Correction Process 1
[0072] The following describes processing steps of the mobile phone
100 performed for executing a rectangular-area correction. The
description is given with reference to flowcharts shown in FIGS. 5
and 6 and also with specific examples.
[0073] Under control by the control unit 160 of the mobile phone
100, the display unit 120 displays an image on the image display
area 121 (Step S501).
[0074] In response to a user input such as a menu selection made on
the operation unit 140, the control unit 160 stores into the
storage unit 150 setting information indicating that
rectangular-area correction is selected (Step S503).

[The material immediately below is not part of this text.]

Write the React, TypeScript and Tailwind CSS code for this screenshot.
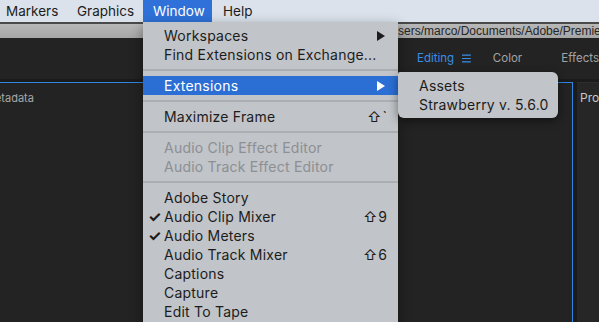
import React from "react"

type Item =
  | { kind: "sep" }
  | { kind: "item"; label: string; check?: boolean; shortcut?: string; submenu?: boolean; disabled?: boolean; active?: boolean }

const items: Item[] = [
  { kind: "item", label: "Workspaces", submenu: true },
  { kind: "item", label: "Find Extensions on Exchange..." },
  { kind: "sep" },
  { kind: "item", label: "Extensions", submenu: true, active: true },
  { kind: "sep" },
  { kind: "item", label: "Maximize Frame", shortcut: "⇧`" },
  { kind: "sep" },
  { kind: "item", label: "Audio Clip Effect Editor", disabled: true },
  { kind: "item", label: "Audio Track Effect Editor", disabled: true },
  { kind: "sep" },
  { kind: "item", label: "Adobe Story" },
  { kind: "item", label: "Audio Clip Mixer", check: true, shortcut: "⇧9" },
  { kind: "item", label: "Audio Meters", check: true },
  { kind: "item", label: "Audio Track Mixer", shortcut: "⇧6" },
  { kind: "item", label: "Captions" },
  { kind: "item", label: "Capture" },
  { kind: "item", label: "Edit To Tape" },
]

function Arrow({ white }: { white?: boolean }) {
  return (
    <svg width="8" height="10" viewBox="0 0 8 10" className="shrink-0">
      <path d="M0 0 L8 5 L0 10 Z" fill={white ? "#ffffff" : "#1c1c1c"} />
    </svg>
  )
}

function WindowMenu() {
  return (
    <div className="absolute left-[143px] top-[22px] w-[255px] h-[310px] bg-[#c1c4c8] pt-[4px] shadow-[0_4px_12px_rgba(0,0,0,0.4)] tracking-[0.22px]">
      {items.map((it, i) =>
        it.kind === "sep" ? (
          <div key={i} className="h-[12px] flex items-center">
            <div className="w-full h-[2px] bg-[#abaeb2]" />
          </div>
        ) : (
          <div
            key={i}
            className={`h-[19px] flex items-center pr-[10px] ${it.active ? "bg-[#2b6fd5] text-white" : it.disabled ? "text-[#8c8f93]" : "text-[#1c1c1c]"}`}
          >
            <span className="w-[21px] pl-[5px] text-[15px] font-bold leading-none">{it.check ? "✓" : ""}</span>
            <span className="flex-1">{it.label}</span>
            {it.shortcut && <span className="tracking-[1px]">{it.shortcut}</span>}
            {it.submenu && <span className="mr-[3px]"><Arrow white={it.active} /></span>}
          </div>
        )
      )}
    </div>
  )
}

function SubMenu() {
  return (
    <div className="absolute left-[398px] top-[72px] w-[160px] h-[46px] bg-[#c1c4c8] rounded-[6px] rounded-tl-[2px] pt-[4px] shadow-[0_3px_10px_rgba(0,0,0,0.45)] text-[#1c1c1c] tracking-[0.22px]">
      <div className="h-[19px] flex items-center pl-[21px]">Assets</div>
      <div className="h-[19px] flex items-center pl-[21px]">Strawberry v. 5.6.0</div>
    </div>
  )
}

export default function App() {
  return (
    <div className="relative w-[599px] h-[322px] overflow-hidden bg-[#1b1b1b] text-[14px] font-['Inter','Liberation_Sans',sans-serif]">
      {/* mac menu bar */}
      <div className="h-[22px] bg-[#dbe2eb] flex items-center text-[#1c1c1c] text-[13.5px]">
        <div className="w-[77px] pl-[6px]">Markers</div>
        <div className="w-[66px]">Graphics</div>
        <div className="h-full w-[69px] pl-[10px] bg-[#2f71d8] text-white flex items-center">Window</div>
        <div className="pl-[11px]">Help</div>
      </div>
      <div className="h-[2px] bg-[#4a4a4a]" />

      {/* title bar */}
      <div className="h-[14px] bg-gradient-to-b from-[#b8b8b8] to-[#a6a6a6] flex items-center pl-[398px] text-[12px] text-[#262626] whitespace-nowrap overflow-hidden font-['Liberation_Sans',sans-serif]">
        sers/marco/Documents/Adobe/Premiere Pro
      </div>

      {/* workspace bar */}
      <div className="h-[41px] bg-[#232323] flex items-center pl-[417px] text-[11.5px] whitespace-nowrap">
        <span className="text-[#3b8ee6] w-[46px]">Editing</span>
        <svg width="9" height="9" viewBox="0 0 9 9">
          <path d="M0 1 H9 M0 4.5 H9 M0 8 H9" stroke="#3b8ee6" strokeWidth="1.2" />
        </svg>
        <span className="ml-[22px] w-[70px] text-[#a3a3a3]">Color</span>
        <span className="text-[#a3a3a3]">Effects</span>
      </div>
      <div className="h-[3px] bg-[#1b1b1b]" />

      {/* panels */}
      <div className="flex h-[240px]">
        <div className="w-[573px] bg-[#232323] border-t-[1.5px] border-r-[1.5px] border-[#2f86e0] overflow-hidden">
          <div className="ml-[-15px] mt-[7px] text-[11px] text-[#a9a9a9] whitespace-nowrap">Metadata</div>
        </div>
        <div className="w-[4px] bg-[#1b1b1b]" />
        <div className="flex-1 bg-[#262626] border-t border-[#2e2e2e] overflow-hidden">
          <div className="ml-[3px] mt-[6px] text-[12px] text-[#c8c8c8] whitespace-nowrap">Program</div>
        </div>
      </div>

      <WindowMenu />
      <SubMenu />
    </div>
  )
}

[0075] In response to a subsequent user operation of touching one
or more points on the touchpad 141, the touchpad 141 detects a pair
of X and Y coordinates of each of the one or more touch points. The
control unit 160 then searches the coordinate-key assignment table
151 to specify the X and Y coordinate ranges into which the
detected X and Y coordinates fall and subsequently specifies one or
more keys corresponding to the one or more touch points (Step
S505).
[0076] The control unit 160 searches the key column 401 of the
key-area assignment table 152 for each of the one or more specified
keys and specifies a rectangular area of the image display area 121
corresponding to each of the one or more specified keys (Step
S507).
[0077] The control unit 160 then performs an image correction to
increase the brightness of each rectangular area specified out of
the plurality of rectangular areas constituting the image display
area 121 (Step S509). Note that the level of brightness to be
increased through one correction process is determined in advance.
In other words, an amount of intensity to be increased through one
correction process is determined in advance.
[0078] The control unit 160 causes the display unit 120 to display
the thus corrected image on the image display area 121.
[0079] The following describes the processing of the mobile phone
100 performed for making a further image correction subsequently to
the above-described image correction, with reference to a flowchart
shown in FIG. 6. FIG. 6 shows the flowchart of the processing steps
performed by the mobile phone 100 to further make an image
correction subsequently to another image correction.
[0080] As shown in FIG. 6, in response to a user operation made by
moving his finger across the touchpad 141, the touchpad 141
sequentially detects a series of X and Y coordinates describing a
path of the user operation (Step S601).
[0081] The control unit 160 specifies, with reference to the
coordinate-key assignment table 151, every key corresponding to the
user operation path. Subsequently, the control unit 160 specifies,
with reference to the key-area assignment table 152, the
rectangular areas of the image display area 121 corresponding to
the specified keys (Step S603).
[0082] Next, the control unit 160 judges whether the user operation
currently processed is made within a predetermined time period
(five seconds, for example) from the previous correction (Step
S605). In order to make this judgment in Step S605, the control
unit 160 stores the time at which each correction is made,
calculates a difference between the time of the immediately
previous correction and the time at which the current user
operation is received, and compares the calculated difference with
a predetermined threshold.
[0083] When judging that the user operation is made within the
predetermined time period from the previous correction (Step S605:
YES), the control unit 160 further judges whether the rectangular
areas of the image display area 121 specified in Step S603 are the
same as the rectangular areas subjected to the previous correction
(Step S607). This judgment in step S607 is made by storing
information indicating the rectangular areas subjected to the
previous correction and compares the rectangular areas indicated by
the stored information with the rectangular areas specified in Step
S603 in response to the current user operation.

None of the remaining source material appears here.